I know, I know – all of these stories only point to one thing – WEIGHT MANAGEMENT. Easy said but hard to do.
In a society where we are told to act on our impulses and over indulge in everything we do, always acting in an informed way is hard. I try and I try. My friends have the freedom to eat whatever they want whenever they want. I walk into the supermarket to get milk (which is always on the very end somewhere obscure by the way) and I am met with every brand of almond biscuit, Tim Tam or Cadburys something or other, and always at eye height. Every second advertisement is telling you to eat, eat, eat! As consumers we are sold things based on desire and not necessity, it takes a very measured person to not get caught up with it all. I know this sounds left field, I guess I have been slapped in the face with these challenges because weight and nutrition is at the heart of what I do. If I am not on weight, I can not compete!
The reality is I do act on my desire, whether I am feeling happy, sad or just want to relax I will opt for the food option. It has taken some serious introspection to try and counter this, I have had to do some serious maturing. There are only so many mistakes one can make before it is enough – surely!? Today I am on a high but tomorrow I may be on a low. I don’t know – what I do know however is that support is crucial if you are attempting anything big in life.
My thoughts for the day.
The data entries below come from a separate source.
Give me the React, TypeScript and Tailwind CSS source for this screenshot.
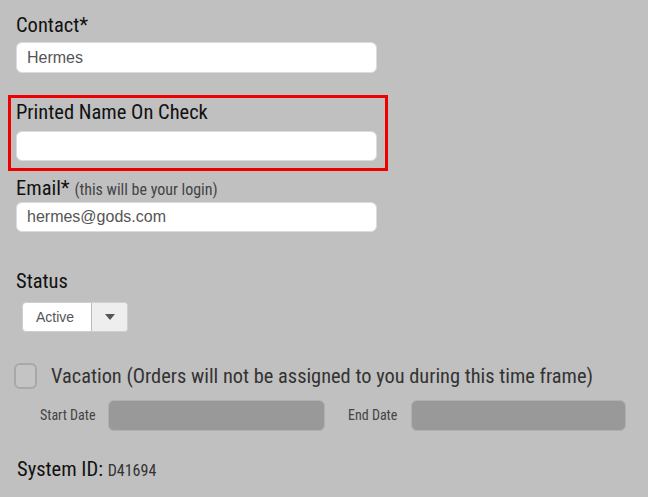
const cond = "font-['Roboto_Condensed','Liberation_Sans_Narrow','DejaVu_Sans_Condensed',sans-serif]";

export default function App() {
  return (
    <div className={`min-h-[497px] w-[648px] bg-[#c0c0c0] text-[#111] ${cond} pt-[13px]`}>
      {/* Contact */}
      <div className="px-[16px]">
        <label className="block text-[20.5px] leading-[25px]">Contact*</label>
        <input
          defaultValue="Hermes"
          className="mt-[4px] w-[361px] h-[31px] rounded-[6px] bg-white border border-[#dcdcdc] px-[10px] text-[16px] text-[#555] font-['Liberation_Sans',Arial,sans-serif] outline-none"
        />
      </div>

      {/* Printed Name On Check */}
      <div className="mt-[22px] ml-[8px] w-[380px] border-[3px] border-[#ee0000] px-[5px] pt-[2px] pb-[7px]">
        <label className="block text-[20.5px] leading-[25px]">Printed Name On Check</label>
        <input className="mt-[6px] w-[361px] h-[30px] rounded-[6px] bg-white border border-[#dcdcdc] outline-none" />
      </div>

      {/* Email */}
      <div className="px-[16px] mt-[5px]">
        <label className="block text-[20.5px] leading-[25px]">
          Email* <span className="text-[16px] text-[#444]">(this will be your login)</span>
        </label>
        <input
          defaultValue="hermes@gods.com"
          className="w-[361px] h-[30px] rounded-[6px] bg-white border border-[#dcdcdc] px-[10px] text-[16px] text-[#555] font-['Liberation_Sans',Arial,sans-serif] outline-none"
        />
      </div>

      {/* Status */}
      <div className="px-[16px] mt-[37px]">
        <label className="block text-[20.5px] leading-[25px]">Status</label>
        <div className="mt-[8px] ml-[6px] flex w-[106px] h-[30px] rounded-[4px] border border-[#cfcfcf] bg-white overflow-hidden">
          <div className="w-[69px] flex items-center pl-[13px] border-r border-[#bbb] text-[14px] text-[#555] font-['Liberation_Sans',Arial,sans-serif]">
            Active
          </div>
          <div className="flex-1 flex items-center justify-center bg-[#eeeeee]">
            <svg width="10" height="6" viewBox="0 0 10 6">
              <path d="M0 0h10L5 6z" fill="#555" />
            </svg>
          </div>
        </div>
      </div>

      {/* Vacation */}
      <div className="px-[14px] mt-[31px] flex items-center gap-[14px]">
        <div className="w-[23px] h-[26px] rounded-[6px] border-2 border-[#a8a8a8] bg-[#c4c4c4]" />
        <span className="text-[20.4px] leading-[26px] text-[#333]">
          Vacation (Orders will not be assigned to you during this time frame)
        </span>
      </div>

      <div className="mt-[11px] flex items-center pl-[40px]">
        <span className="text-[14px] text-[#444] w-[68px]">Start Date</span>
        <div className="w-[217px] h-[31px] rounded-[6px] bg-[#999999] border border-[#b0b0b0]" />
        <span className="ml-[23px] text-[14px] text-[#444] w-[63px]">End Date</span>
        <div className="w-[215px] h-[31px] rounded-[6px] bg-[#999999] border border-[#b0b0b0]" />
      </div>

      {/* System ID */}
      <div className="px-[17px] mt-[26px] text-[20.5px] leading-[25px]">
        System ID: <span className="text-[16px] text-[#333]">D41694</span>
      </div>
    </div>
  );
}
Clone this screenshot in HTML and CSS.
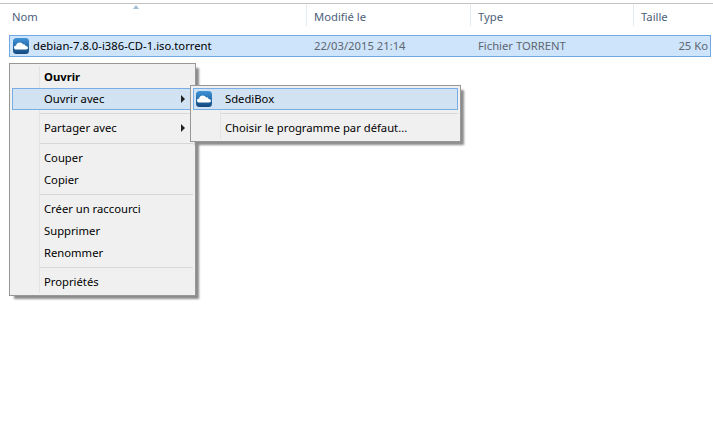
FILE: index.html
```html
<!DOCTYPE html>
<html lang="fr">
<head>
<meta charset="utf-8">
<title>Explorateur</title>
<link rel="stylesheet" href="styles.css">
</head>
<body>
<svg class="defs" width="0" height="0" aria-hidden="true">
  <defs>
    <linearGradient id="tile" x1="0" y1="0" x2="0" y2="1">
      <stop offset="0" stop-color="#3f94d8"/>
      <stop offset="1" stop-color="#14497f"/>
    </linearGradient>
    <symbol id="app" viewBox="0 0 16 16">
      <rect x="0" y="0" width="16" height="16" rx="3.5" fill="url(#tile)"/>
      <path d="M3.4 11.5C1.9 11.5 1 10.5 1 9.4 1 8.2 2 7.4 3.1 7.4 3.4 5.7 4.9 4.4 6.7 4.4 8.2 4.4 9.5 5.2 10.1 6.5 10.5 6.3 11 6.3 11.4 6.5 12.1 6.7 12.5 7.3 12.6 7.9 14 7.9 15 8.7 15 9.8 15 10.8 14.1 11.5 13 11.5Z" fill="#fff"/>
    </symbol>
  </defs>
</svg>
<div class="topline"></div>
<div class="header">
  <div class="col col-name">Nom<span class="sort"></span></div>
  <div class="col col-date">Modifié le</div>
  <div class="col col-type">Type</div>
  <div class="col col-size">Taille</div>
</div>
<div class="file-row">
  <div class="cell-name"><svg class="icon"><use href="#app"/></svg><span>debian-7.8.0-i386-CD-1.iso.torrent</span></div>
  <div class="cell-date">22/03/2015 21:14</div>
  <div class="cell-type">Fichier TORRENT</div>
  <div class="cell-size">25 Ko</div>
</div>

<div class="menu menu-main">
  <div class="item bold"><span class="label">Ouvrir</span></div>
  <div class="item active"><span class="label">Ouvrir avec</span><span class="arrow"></span></div>
  <div class="sep"></div>
  <div class="item"><span class="label">Partager avec</span><span class="arrow"></span></div>
  <div class="sep wide"></div>
  <div class="item"><span class="label">Couper</span></div>
  <div class="item"><span class="label">Copier</span></div>
  <div class="sep"></div>
  <div class="item"><span class="label">Créer un raccourci</span></div>
  <div class="item"><span class="label">Supprimer</span></div>
  <div class="item"><span class="label">Renommer</span></div>
  <div class="sep"></div>
  <div class="item"><span class="label">Propriétés</span></div>
</div>

<div class="menu menu-sub">
  <div class="item active"><svg class="icon item-icon"><use href="#app"/></svg><span class="label">SdediBox</span></div>
  <div class="sep"></div>
  <div class="item"><span class="label">Choisir le programme par défaut...</span></div>
</div>
</body>
</html>
```
FILE: styles.css
```css
* { box-sizing: border-box; }
html, body { margin: 0; height: 100%; background: #fff; overflow: hidden; }
body { font: 11.25px/16px "Noto Sans", "Open Sans", sans-serif; color: #000; position: relative; }
.defs { position: absolute; }
.topline { height: 4px; border-bottom: 1px solid #c4c4c4; border-top: 3px solid #fff; }
.header { display: flex; height: 26px; color: #4c607a; }
.col { padding: 5px 0 0 7px; border-right: 1px solid #e3ebf3; position: relative; height: 22px; }
.col-name { width: 307px; padding-left: 12px; }
.col-date { width: 164px; }
.col-type { width: 163px; }
.col-size { flex: 1; border-right: 0; }
.sort { position: absolute; left: 133px; top: 1px; border: 3px solid transparent; border-top: 0; border-bottom: 4px solid #a3bdd6; }
.file-row { display: flex; align-items: center; height: 22px; margin: 5px 2px 0 9px; background: #cde4fb; border: 1px solid #72a9e3; }
.file-row .icon { width: 16px; height: 16px; margin-right: 4px; flex: none; }
.cell-name { width: 304px; padding-left: 3px; display: flex; align-items: center; color: #000; }
.cell-date { width: 164px; color: #5f6670; }
.cell-type { width: 120px; color: #5f6670; }
.cell-size { flex: 1; text-align: right; padding-right: 2px; color: #5f6670; }
.menu { position: absolute; background: #f0f0f0; border: 1px solid #979797; padding: 2px; box-shadow: 4px 4px 2px -1px #8c8c8c; }
.menu::before { content: ""; position: absolute; top: 2px; bottom: 2px; left: 29px; border-left: 1px solid #e2e3e3; }
.menu-main { left: 9px; top: 63px; width: 187px; }
.menu-sub { left: 190px; top: 85px; width: 271px; }
.item { height: 22px; display: flex; align-items: center; position: relative; border: 1px solid transparent; }
.item.active { background: #d1e2f2; border-color: #78aee5; }
.item.bold { font-weight: 700; }
.label { position: absolute; left: 31px; white-space: nowrap; }
.arrow { position: absolute; right: 7px; top: 6px; border: 4px solid transparent; border-right: 0; border-left: 4px solid #222; }
.item-icon { position: absolute; left: 2px; top: 2px; width: 16px; height: 16px; }
.sep { height: 7px; margin-left: 28px; position: relative; }
.sep.wide { height: 8px; }
.sep::after { content: ""; position: absolute; left: 0; right: 0; top: 3px; border-top: 1px solid #d7d7d7; }
.sep.wide::after { top: 4px; }
```
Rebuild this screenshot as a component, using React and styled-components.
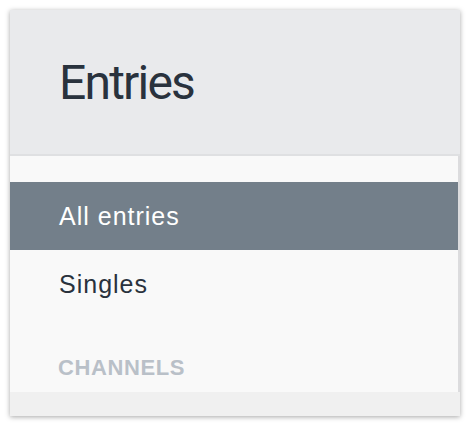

Random, I know… it might just be because I am hungry, which I am most of the time… And it’s days like these that I find support and direction in what the people at THR1VE do. The security of having a place where I can discuss and rationalize my desires, and get back on track over a lunch bowl and a smoothie. Cherish the people that support you and push you in the right direction, and try to surround yourself with people that do this for you on bad days. Trust me, it helps.